By virtue of her vocation, the Shepherd often finds herself on an unintentional visionary journey. A space opens where altered states of consciousness and cross-species encounters can become typical parts of perception and cognition. The shepherd’s job requires alternating periods of ‘exile’ and ‘return’ to the community—thus she shares in the mystique of the sailor, but hers is a sylvan sea. Sometimes, on her return, something new is brought back to the clan: a story, a song, or a vision. In the interface between self and other, human and non-human, village and forest, there is tension, friction; sparks of energy are released. Visions come from such fissures. Ever since humans moved from a nomadic existence to a settled one, shepherds have remained somewhere in between; the sentinels posted at the edge of civilization, eyes peering toward what is dark and what is wild. Even for humans without cities, who still wandered as nomads, the herdsmen were the scouts—the eyes and ears of their collective. The animals they tend turned grass into flesh and wool, then into tools and clothing, economically ensuring the persistence of someone balanced precariously—dangerously—on the edge of worlds. For civilization, no matter how complex, will always require these edges, gradients where human order gives way to other kinds of order that can be easily mistaken for chaos to the untrained mind. It is the herdsmen, the scouts, and the trackers, who are trained to read the chaos. While their civilization sprouts religion deep inside its cities, the priests will guard the inner sanctum of the temple. But the shepherd, hundreds of miles away, guards another divine language, a green language. Somehow, the two are related, but the trails between have become overgrown, maybe even impenetrable.
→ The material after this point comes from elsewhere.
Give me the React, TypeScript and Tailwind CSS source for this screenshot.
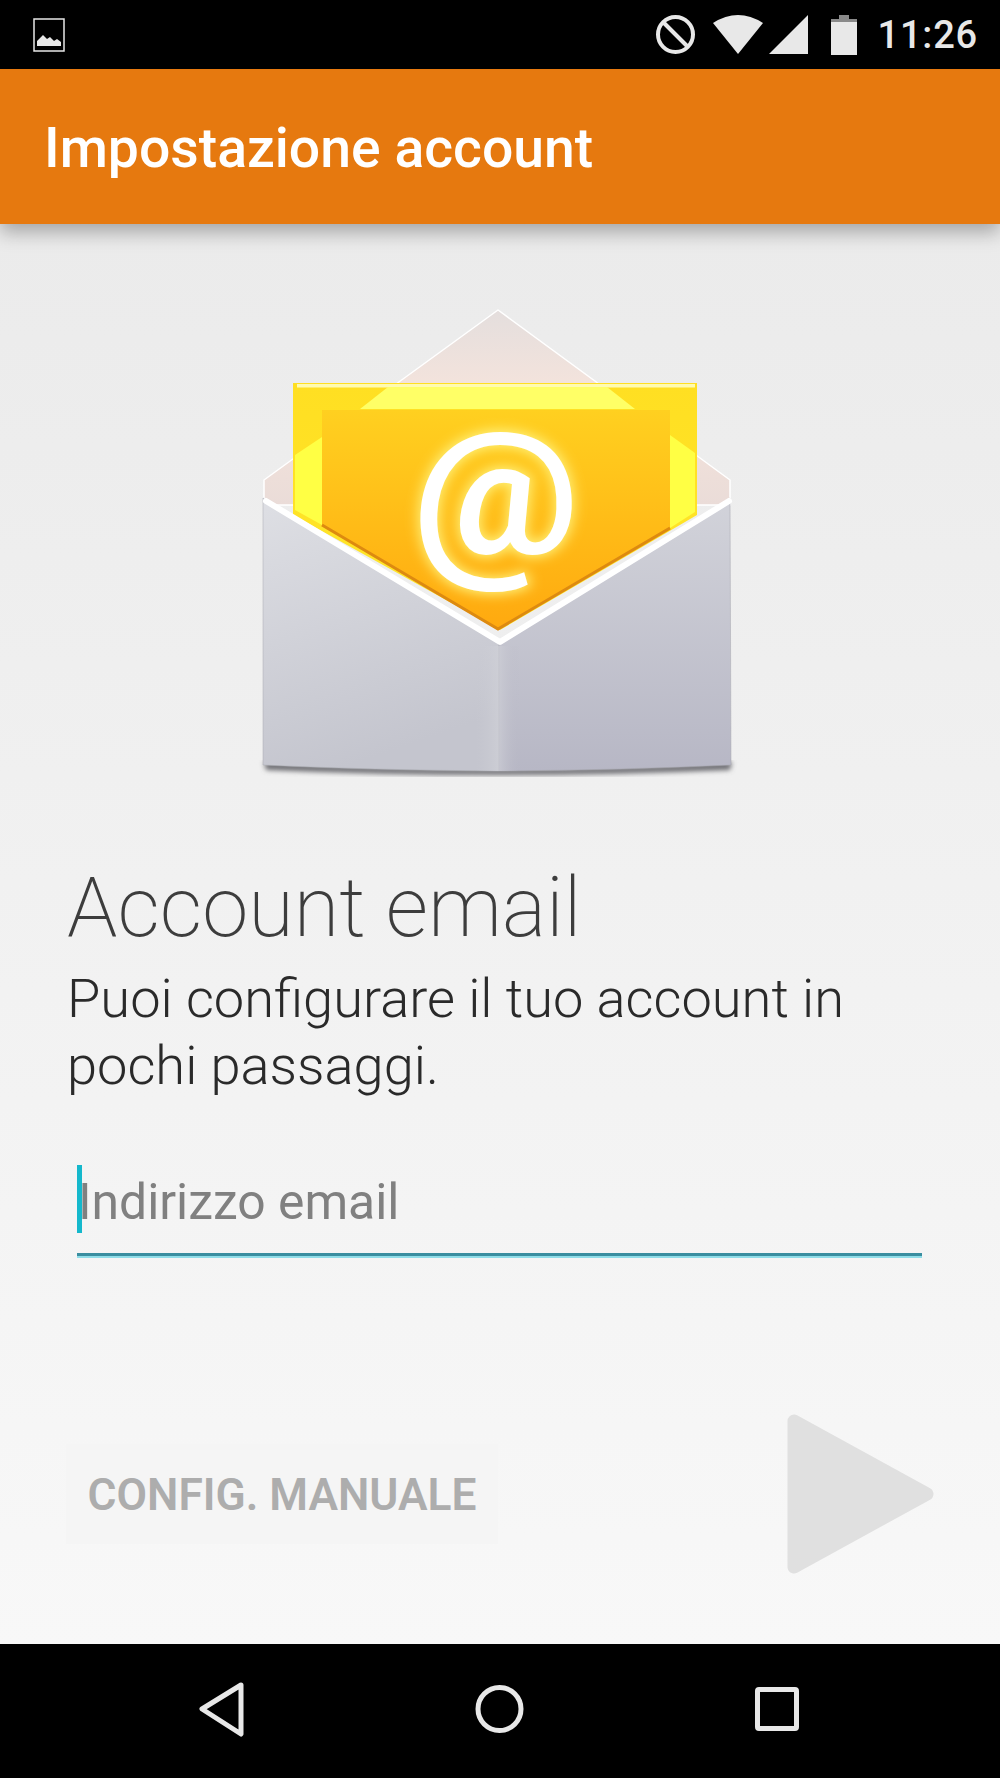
const EnvelopeLogo = () => (
  <svg width="520" height="500" viewBox="0 0 520 500" className="block">
    <defs>
      <linearGradient id="flap" x1="0" y1="0" x2="0" y2="1">
        <stop offset="0" stopColor="#e4dedd" />
        <stop offset="0.45" stopColor="#f6e4dc" />
        <stop offset="1" stopColor="#eadcd8" />
      </linearGradient>
      <linearGradient id="paper" x1="0" y1="0" x2="0" y2="1">
        <stop offset="0" stopColor="#ffdf22" />
        <stop offset="1" stopColor="#ffe62a" />
      </linearGradient>
      <linearGradient id="inner" x1="0" y1="0" x2="0" y2="1">
        <stop offset="0" stopColor="#ffd020" />
        <stop offset="1" stopColor="#ffa90f" />
      </linearGradient>
      <linearGradient id="frontLeft" x1="0" y1="0" x2="0.3" y2="1">
        <stop offset="0" stopColor="#dedfe4" />
        <stop offset="1" stopColor="#c4c5ce" />
      </linearGradient>
      <linearGradient id="frontRight" x1="0" y1="0" x2="0" y2="1">
        <stop offset="0" stopColor="#d2d3da" />
        <stop offset="1" stopColor="#b7b7c5" />
      </linearGradient>
      <linearGradient id="fold" x1="0" y1="0" x2="1" y2="0">
        <stop offset="0" stopColor="#c9cad2" stopOpacity="0" />
        <stop offset="0.5" stopColor="#cfd0d7" stopOpacity="0.7" />
        <stop offset="1" stopColor="#b9b9c6" stopOpacity="0" />
      </linearGradient>
      <filter id="glow" x="-30%" y="-30%" width="160%" height="160%">
        <feGaussianBlur stdDeviation="6" />
      </filter>
      <filter id="soft" x="-10%" y="-10%" width="120%" height="120%">
        <feGaussianBlur stdDeviation="2.5" />
      </filter>
    </defs>

    {/* back flap */}
    <path d="M258 20 L24 190 L24 215 L490 215 L490 190 Z" fill="url(#flap)" stroke="#ffffff" strokeWidth="1.5" strokeLinejoin="round" />

    {/* paper */}
    <path d="M53 93 L457 93 L457 225 L260 340 L53 225 Z" fill="url(#paper)" />
    <rect x="57" y="94" width="398" height="3.5" fill="#fffbb0" />
    <path d="M120 119 L148 97 L367 97 L395 119 Z" fill="#ffff66" />
    <path d="M55 165 L82 147 L82 235 L55 220 Z" fill="#ffff44" />
    <path d="M430 145 L455 163 L455 222 L430 238 Z" fill="#ffff44" />
    <path d="M82 120 L430 120 L430 240 L258 340 L82 235 Z" fill="url(#inner)" />

    {/* @ */}
    <g transform="translate(256 216) scale(1.05 0.98)">
      <text x="0" y="48" textAnchor="middle" fontFamily="Roboto, sans-serif" fontSize="178" fontWeight="500" fill="#fff27a" stroke="#fff27a" strokeWidth="5" filter="url(#glow)">@</text>
      <text x="0" y="48" textAnchor="middle" fontFamily="Roboto, sans-serif" fontSize="178" fontWeight="600" fill="#ffffff">@</text>
    </g>

    {/* bottom shadow */}
    <path d="M24 472 Q258 486 492 472 L490 480 Q258 490 26 480 Z" fill="#6d6d72" filter="url(#soft)" />

    {/* front */}
    <path d="M23 208 L259 353 L259 481 Q130 480 23 475 Z" fill="url(#frontLeft)" stroke="#a9aab0" strokeWidth="0.5" />
    <path d="M259 353 L490 208 L491 475 Q380 480 259 481 Z" fill="url(#frontRight)" stroke="#a4a4ac" strokeWidth="0.5" />
    <rect x="236" y="356" width="44" height="125" fill="url(#fold)" />

    {/* orange rim and white edge of the V */}
    <path d="M82 235 L258 339 L430 238" fill="none" stroke="#dd8a10" strokeWidth="3" />
    <path d="M26 211 L260 352 L489 211" fill="none" stroke="#ffffff" strokeWidth="6" strokeLinejoin="round" strokeLinecap="round" />
  </svg>
);

const StatusBar = () => (
  <div className="flex h-[69px] shrink-0 items-center justify-between bg-black pl-[33px] pr-[22px] text-[#e8e8e8]">
    <svg width="32" height="34" viewBox="0 0 32 34">
      <rect x="1" y="1" width="30" height="32" fill="none" stroke="#e8e8e8" strokeWidth="1.5" />
      <path d="M4 28 L4 23 L10 17 L14 21 L17 19 L21 23 L24 21 L28 24 L28 28 Z" fill="#e8e8e8" />
    </svg>
    <div className="flex items-center">
      <svg width="39" height="39" viewBox="0 0 39 39" className="mr-[18px]">
        <circle cx="19.5" cy="19.5" r="17.5" fill="none" stroke="#e8e8e8" strokeWidth="4" />
        <path d="M7.5 7.5 L31.5 31.5" stroke="#e8e8e8" strokeWidth="4" />
      </svg>
      <svg width="50" height="39" viewBox="0 0 50 39" className="mr-[6px]">
        <path d="M25 39 L0 8 Q25 -8 50 8 Z" fill="#e8e8e8" />
      </svg>
      <svg width="39" height="39" viewBox="0 0 39 39" className="mr-[23px]">
        <path d="M39 0 L39 39 L0 39 Z" fill="#e8e8e8" />
      </svg>
      <svg width="26" height="40" viewBox="0 0 26 40" className="mr-[21px]">
        <rect x="8" y="0" width="10" height="5" fill="#8a8a8a" />
        <rect x="0" y="4" width="26" height="6" fill="#8a8a8a" />
        <rect x="0" y="7" width="26" height="33" fill="#e8e8e8" />
      </svg>
      <span className="text-[38px] font-medium leading-none tracking-[0.8px]">11:26</span>
    </div>
  </div>
);

const NavBar = () => (
  <div className="flex h-[134px] shrink-0 items-center bg-black pb-[4px]">
    <svg width="1000" height="60" viewBox="0 0 1000 60" fill="none" stroke="#e8e8e8" strokeWidth="5" strokeLinejoin="round">
      <path d="M241 6 L202 30 L241 55 Z" />
      <circle cx="499.5" cy="30" r="21.5" />
      <rect x="757.5" y="10.5" width="39" height="39" rx="1.5" />
    </svg>
  </div>
);

export default function App() {
  return (
    <div className="flex h-[1778px] w-full flex-col overflow-hidden font-['Roboto',sans-serif]">
      <StatusBar />

      <header className="relative z-10 flex h-[155px] shrink-0 items-center bg-[#e6790f] pl-[44px] pt-[5px] shadow-[0_8px_18px_rgba(0,0,0,0.3)]">
        <h1 className="text-[55.3px] font-medium leading-none text-white">Impostazione account</h1>
      </header>

      <main className="flex flex-1 flex-col bg-gradient-to-b from-[#ebebeb] to-[#f8f8f8]">
        <div className="mt-[66px] pl-[240px]">
          <EnvelopeLogo />
        </div>

        <div className="mt-[70px] pl-[67px]">
          <h2 className="text-[83px] font-extralight leading-[96px] text-[#3d3d3d]">Account email</h2>
          <p className="mt-[9px] text-[54.2px] font-light leading-[67px] text-[#2a2a2a]">
            Puoi configurare il tuo account in
            <br />
            pochi passaggi.
          </p>
        </div>

        <div className="ml-[77px] mr-[78px] mt-[66px] flex h-[91px] items-start border-b-[3px] border-[#3a8ea0] shadow-[0_2px_0_#8fdde8]">
          <div className="h-[68px] w-[5px] bg-[#14b8cc]" />
          <span className="ml-[-4px] mt-[8px] text-[49.8px] leading-[58px] text-[#808080]">Indirizzo email</span>
        </div>

        <div className="ml-[66px] mr-[66px] mt-[158px] flex items-center justify-between">
          <button className="flex h-[100px] w-[432px] items-center justify-center bg-[#f5f5f5] pt-[2px] text-[44.3px] font-semibold text-[#adadad]">
            CONFIG. MANUALE
          </button>
          <svg width="147" height="160" viewBox="0 0 147 160">
            <path d="M7 7 L140 80 L7 153 Z" fill="#e0e0e0" stroke="#e0e0e0" strokeWidth="13" strokeLinejoin="round" />
          </svg>
        </div>
      </main>

      <NavBar />
    </div>
  );
}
Indeed, there seems to be reflected in the lore of the shepherd our own sort of creation story. Sheep were domesticated 8,000 years ago, and in an ironic exchange, the bodies of these wild ones became the very source of our own domestication. It is little surprise then that the sheep has become both a symbol of the Other and of the Self, of both God and the human. Whether domesticated or wild, they will always remain non-human, retaining the sharp senses of prey animals. As ‘apex predators’ we are their ecological opposites, yet we can project onto them our own fears and longings, our many disenfranchised and oppressed identities. We can empathize with them because despite our supposed ecological prowess, we, too, are prey in a psycho-spiritual trophic web; we too suffer silently; we too are lost or hunted at the whim of forces much larger than ourselves. In protecting them we empathize with them and in some sense we become them, and this is one view of the essence of ‘shamanism’—that is, our human capacity for shape shifting in order to heal the world. This is where the pattern can be recognized far beyond just a single culture, reflected too in the reindeer lore of the north or in the veneration of the sacred cows of India, even in the Abenaki story of humans created from an ash tree, pertaining to the land on which I now write. All these represent a culture’s understanding and mythologizing of its relationship to nature, and to creation. Among the countless material gifts these revered non-human beings provide, they impart one transcendent, immaterial gift that could be said to be the seed of spirituality: empathy across species, across entire landscapes and ecosystems, even beyond life itself.